*What is expected*: Work out the number of lines in the listing that include the string "components". Reply with that number alone.

*Material provided*:
□ □ □ □ □

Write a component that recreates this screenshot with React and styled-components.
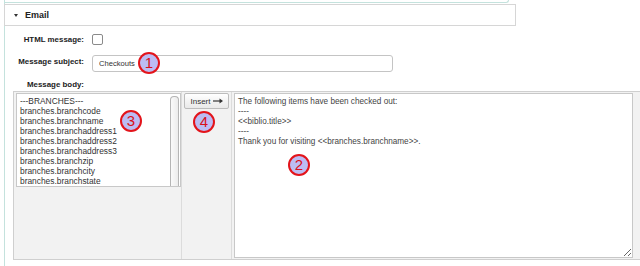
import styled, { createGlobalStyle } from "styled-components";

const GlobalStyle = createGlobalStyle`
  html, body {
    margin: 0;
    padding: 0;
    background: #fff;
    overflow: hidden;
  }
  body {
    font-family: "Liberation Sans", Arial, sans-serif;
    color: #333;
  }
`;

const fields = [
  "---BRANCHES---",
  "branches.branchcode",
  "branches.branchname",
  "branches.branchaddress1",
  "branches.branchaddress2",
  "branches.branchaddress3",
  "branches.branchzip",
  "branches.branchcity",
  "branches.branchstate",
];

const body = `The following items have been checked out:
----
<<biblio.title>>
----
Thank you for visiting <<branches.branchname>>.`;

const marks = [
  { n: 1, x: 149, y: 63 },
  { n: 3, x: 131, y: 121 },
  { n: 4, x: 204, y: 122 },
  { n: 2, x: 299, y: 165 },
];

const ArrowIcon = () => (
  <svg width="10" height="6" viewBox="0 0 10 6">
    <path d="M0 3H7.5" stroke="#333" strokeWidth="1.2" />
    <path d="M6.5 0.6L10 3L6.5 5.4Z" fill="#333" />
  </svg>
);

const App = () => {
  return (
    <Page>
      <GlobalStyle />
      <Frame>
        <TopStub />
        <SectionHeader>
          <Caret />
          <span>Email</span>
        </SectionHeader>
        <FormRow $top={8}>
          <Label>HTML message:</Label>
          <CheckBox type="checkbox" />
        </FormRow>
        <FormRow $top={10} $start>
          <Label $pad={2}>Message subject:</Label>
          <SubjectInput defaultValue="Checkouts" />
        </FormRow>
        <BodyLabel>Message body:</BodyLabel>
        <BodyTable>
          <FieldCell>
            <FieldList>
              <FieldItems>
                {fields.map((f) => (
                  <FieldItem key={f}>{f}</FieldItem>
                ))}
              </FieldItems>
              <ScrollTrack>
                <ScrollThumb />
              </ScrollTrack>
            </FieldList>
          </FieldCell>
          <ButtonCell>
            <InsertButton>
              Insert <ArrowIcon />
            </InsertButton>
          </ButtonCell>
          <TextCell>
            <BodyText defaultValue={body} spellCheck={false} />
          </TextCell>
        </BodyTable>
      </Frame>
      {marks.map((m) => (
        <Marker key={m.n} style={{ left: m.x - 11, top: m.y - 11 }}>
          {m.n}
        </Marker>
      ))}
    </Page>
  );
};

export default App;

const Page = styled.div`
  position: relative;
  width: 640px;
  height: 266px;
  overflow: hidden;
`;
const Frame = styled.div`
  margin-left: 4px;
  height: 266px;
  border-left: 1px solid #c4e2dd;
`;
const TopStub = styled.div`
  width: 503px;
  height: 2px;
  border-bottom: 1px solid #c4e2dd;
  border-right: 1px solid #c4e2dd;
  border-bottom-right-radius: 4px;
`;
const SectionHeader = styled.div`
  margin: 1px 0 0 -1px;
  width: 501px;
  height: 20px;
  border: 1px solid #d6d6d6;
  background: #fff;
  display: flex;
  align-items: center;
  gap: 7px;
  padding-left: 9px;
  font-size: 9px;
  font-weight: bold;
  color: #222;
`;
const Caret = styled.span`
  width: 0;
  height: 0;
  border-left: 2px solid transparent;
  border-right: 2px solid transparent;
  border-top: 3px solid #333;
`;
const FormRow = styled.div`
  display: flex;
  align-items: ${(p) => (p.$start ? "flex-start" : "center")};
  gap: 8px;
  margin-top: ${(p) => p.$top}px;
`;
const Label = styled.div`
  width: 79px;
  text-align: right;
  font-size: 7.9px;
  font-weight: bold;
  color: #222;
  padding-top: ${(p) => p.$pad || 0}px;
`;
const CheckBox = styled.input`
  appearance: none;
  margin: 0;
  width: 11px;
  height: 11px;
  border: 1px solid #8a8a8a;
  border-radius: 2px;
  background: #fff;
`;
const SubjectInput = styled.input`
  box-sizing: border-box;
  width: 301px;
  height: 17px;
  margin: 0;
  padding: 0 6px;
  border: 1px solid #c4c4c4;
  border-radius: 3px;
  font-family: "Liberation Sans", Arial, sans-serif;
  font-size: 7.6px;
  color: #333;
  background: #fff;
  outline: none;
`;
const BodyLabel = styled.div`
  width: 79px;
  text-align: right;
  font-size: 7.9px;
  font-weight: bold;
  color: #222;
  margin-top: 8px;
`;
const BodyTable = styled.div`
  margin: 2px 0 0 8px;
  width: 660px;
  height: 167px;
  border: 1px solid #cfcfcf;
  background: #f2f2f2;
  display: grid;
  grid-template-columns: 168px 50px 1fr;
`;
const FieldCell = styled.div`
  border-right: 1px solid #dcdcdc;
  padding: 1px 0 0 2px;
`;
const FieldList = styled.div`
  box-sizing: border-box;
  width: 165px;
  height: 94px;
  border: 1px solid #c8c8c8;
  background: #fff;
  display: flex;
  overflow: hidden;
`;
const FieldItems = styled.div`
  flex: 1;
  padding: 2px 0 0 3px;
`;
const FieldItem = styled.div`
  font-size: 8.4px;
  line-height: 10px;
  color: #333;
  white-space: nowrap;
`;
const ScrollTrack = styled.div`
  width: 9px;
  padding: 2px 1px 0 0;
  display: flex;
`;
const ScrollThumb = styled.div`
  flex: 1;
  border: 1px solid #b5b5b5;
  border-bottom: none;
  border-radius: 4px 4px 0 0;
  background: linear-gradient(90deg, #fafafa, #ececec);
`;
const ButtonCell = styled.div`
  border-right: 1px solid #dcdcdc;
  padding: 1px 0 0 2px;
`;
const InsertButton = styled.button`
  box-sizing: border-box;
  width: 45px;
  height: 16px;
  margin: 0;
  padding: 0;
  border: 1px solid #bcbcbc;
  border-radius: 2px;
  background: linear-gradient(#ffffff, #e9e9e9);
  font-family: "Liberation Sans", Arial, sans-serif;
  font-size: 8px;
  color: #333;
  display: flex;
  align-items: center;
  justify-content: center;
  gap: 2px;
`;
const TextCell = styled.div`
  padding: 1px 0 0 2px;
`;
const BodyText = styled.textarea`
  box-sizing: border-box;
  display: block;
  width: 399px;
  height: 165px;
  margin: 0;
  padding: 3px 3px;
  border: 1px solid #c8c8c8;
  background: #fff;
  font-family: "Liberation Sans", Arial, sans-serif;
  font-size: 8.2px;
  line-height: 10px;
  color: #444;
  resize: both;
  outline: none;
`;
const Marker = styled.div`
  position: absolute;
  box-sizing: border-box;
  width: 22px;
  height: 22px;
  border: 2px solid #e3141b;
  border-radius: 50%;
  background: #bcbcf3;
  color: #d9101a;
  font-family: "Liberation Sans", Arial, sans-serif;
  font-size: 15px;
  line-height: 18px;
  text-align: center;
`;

□ □ □ □ □

*Final result*: 2